For more detailed example programs and explanations of their execution see Programming Model or Appendix.

The one unique semantic of Tile IR is the partitioning of memory operations into program ordered and token ordered operations. All memory operations produce their result values immediately but the order in which order these operations effect memory is more subtle.

For program ordered operations, the order between any pair memory operations acting on the same address is defined by the operation’s position in program. Intuitively the effect of all prior memory operations on the same address will be visible to all subsequent memory operations on the same address.

In contrast, the order between any pair of token ordered operations is undefined, and has no relation to program order. The order of a pair of any two token ordered operations (\(A\) and \(B\)) is only defined if established by a direct or transitive relationship between \(A\)’s output token and \(B\)’s input token.

This choice importantly allows a producer of Tile IR to induce different memory ordering semantics by inserting the appropriate memory ordering tokens.

For example starting with a single fresh token depending on by the first operation with the result token of the first operation being depended upon by the second operation and so on threading the tokens through each operation in program order.

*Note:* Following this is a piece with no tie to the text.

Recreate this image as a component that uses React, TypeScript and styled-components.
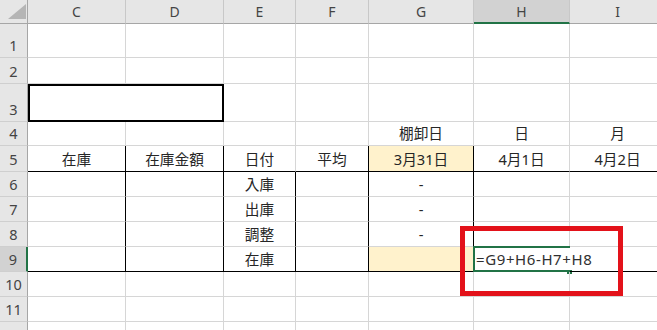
import React from 'react';
import styled, { createGlobalStyle } from 'styled-components';

const Global = createGlobalStyle`
  html, body { margin: 0; padding: 0; background: #ffffff; }
  body { font-family: "Noto Sans", "Noto Sans CJK JP", sans-serif; }
`;

type Edge = 'grid' | 'black' | 'none';
const edgeColor: Record<Edge, string> = { grid: '#d6d6d6', black: '#000000', none: 'transparent' };

const COLS = [
  { key: 'C', w: 98 },
  { key: 'D', w: 98 },
  { key: 'E', w: 72 },
  { key: 'F', w: 73 },
  { key: 'G', w: 105 },
  { key: 'H', w: 96 },
  { key: 'I', w: 96 },
];
const ROW_H = [34, 26, 38, 24, 26, 25, 25, 25, 25, 25, 25, 25];

const GREEN = '#217346';
const YELLOW = '#fff2cc';

const Sheet = styled.div`
  position: relative;
  display: grid;
  grid-template-columns: 28px ${COLS.map((c) => `${c.w}px`).join(' ')};
  grid-template-rows: 24px ${ROW_H.map((h) => `${h}px`).join(' ')};
  width: 657px;
  height: 330px;
  overflow: hidden;
  font-family: "Noto Sans", "Noto Sans CJK JP", sans-serif;
  font-size: 14.67px;
  color: #262626;
`;

const Corner = styled.div`
  box-sizing: border-box;
  position: relative;
  background: #e6e6e6;
  border-right: 1px solid #a6a6a6;
  border-bottom: 1px solid #a6a6a6;
`;

const CornerTriangle = styled.svg`
  position: absolute;
  left: 0;
  top: 0;
`;

const ColHeader = styled.div<{ $sel?: boolean }>`
  box-sizing: border-box;
  display: flex;
  align-items: center;
  justify-content: center;
  background: ${(p) => (p.$sel ? '#d2d2d2' : '#e6e6e6')};
  border-right: 1px solid #c8c8c8;
  border-bottom: ${(p) => (p.$sel ? `2px solid ${GREEN}` : '1px solid #a6a6a6')};
  color: #444444;
  font-size: 14px;
  padding-top: ${(p) => (p.$sel ? '1px' : '0')};
`;

const RowHeader = styled.div<{ $sel?: boolean }>`
  box-sizing: border-box;
  display: flex;
  align-items: flex-end;
  justify-content: center;
  background: ${(p) => (p.$sel ? '#d2d2d2' : '#e6e6e6')};
  border-right: ${(p) => (p.$sel ? `2px solid ${GREEN}` : '1px solid #a6a6a6')};
  border-bottom: 1px solid #cfcfcf;
  color: #444444;
  font-size: 14.5px;
  line-height: 20px;
  padding-bottom: 2px;
`;

const Cell = styled.div<{ $r: Edge; $b: Edge; $fill?: string; $start?: boolean }>`
  box-sizing: border-box;
  position: relative;
  display: flex;
  align-items: flex-end;
  justify-content: ${(p) => (p.$start ? 'flex-start' : 'center')};
  padding: 0 ${(p) => (p.$start ? '2px' : '3px')} 2px;
  border-right: 1px solid ${(p) => edgeColor[p.$r]};
  border-bottom: 1px solid ${(p) => edgeColor[p.$b]};
  background: ${(p) => p.$fill ?? 'transparent'};
  white-space: nowrap;
  line-height: 20px;
`;

const BoxCell = styled.div`
  box-sizing: border-box;
  grid-column: span 2;
  border: 2px solid #000000;
`;

const Selection = styled.span`
  position: absolute;
  left: -1px;
  top: -1px;
  right: -1px;
  bottom: -1px;
  border: 2px solid ${GREEN};
  border-right: none;
  pointer-events: none;
`;

const FillHandle = styled.span`
  position: absolute;
  right: -3px;
  bottom: -3px;
  width: 5px;
  height: 4px;
  background: ${GREEN};
`;

const FormulaText = styled.span`
  position: relative;
  z-index: 2;
  font-size: 15px;
  letter-spacing: 0.6px;
  color: #303030;
`;

const Annotation = styled.div`
  position: absolute;
  left: 460px;
  top: 226px;
  width: 163px;
  height: 70px;
  box-sizing: border-box;
  border: 5px solid #e3121a;
  z-index: 5;
  pointer-events: none;
`;

const TEXT: Record<string, string> = {
  G4: '棚卸日',
  H4: '日',
  I4: '月',
  C5: '在庫',
  D5: '在庫金額',
  E5: '日付',
  F5: '平均',
  G5: '3月31日',
  H5: '4月1日',
  I5: '4月2日',
  E6: '入庫',
  E7: '出庫',
  E8: '調整',
  E9: '在庫',
  G6: '-',
  G7: '-',
  G8: '-',
};

function rightEdge(row: number, col: string): Edge {
  if (row >= 5 && row <= 9) {
    if (col === 'C' || col === 'D' || col === 'F' || col === 'G') return 'black';
    if (col === 'E' && row >= 6) return 'black';
    if (col === 'H' && row === 9) return 'none';
  }
  return 'grid';
}

function bottomEdge(row: number): Edge {
  return row === 5 || row === 9 ? 'black' : 'grid';
}

function fillOf(row: number, col: string): string | undefined {
  if (col === 'G' && (row === 5 || row === 9)) return YELLOW;
  return undefined;
}

export default function App() {
  const rows = ROW_H.map((_, i) => i + 1);
  return (
    <>
      <Global />
      <Sheet>
        <Corner>
          <CornerTriangle width="28" height="24" viewBox="0 0 28 24">
            <polygon points="8,19 26,19 26,4" fill="#b5b5b5" />
          </CornerTriangle>
        </Corner>
        {COLS.map((c) => (
          <ColHeader key={c.key} $sel={c.key === 'H'}>
            {c.key}
          </ColHeader>
        ))}
        {rows.map((r) => (
          <React.Fragment key={r}>
            <RowHeader $sel={r === 9}>{r}</RowHeader>
            {r === 3 ? (
              <>
                <BoxCell />
                {COLS.slice(2).map((c) => (
                  <Cell key={c.key} $r="grid" $b="grid" />
                ))}
              </>
            ) : (
              COLS.map((c) => {
                const id = `${c.key}${r}`;
                const active = id === 'H9';
                return (
                  <Cell
                    key={id}
                    $r={rightEdge(r, c.key)}
                    $b={bottomEdge(r)}
                    $fill={fillOf(r, c.key)}
                    $start={active}
                  >
                    {active ? (
                      <>
                        <FormulaText>=G9+H6-H7+H8</FormulaText>
                        <Selection />
                        <FillHandle />
                      </>
                    ) : (
                      TEXT[id] ?? null
                    )}
                  </Cell>
                );
              })
            )}
          </React.Fragment>
        ))}
        <Annotation />
      </Sheet>
    </>
  );
}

Token threading like this establishes a ordering of the memory operations which is consistent with the same program with each token ordered operations being replaced by a program ordered memory operation.

For a detailed discussion of the memory model and memory operations see Memory Model.

6.8.4. Termination#

A tile block will terminate when the tile block’s function body reaches the final statement. Tile kernels must terminate with a return operation cuda_tile.return which signals the end of the execution.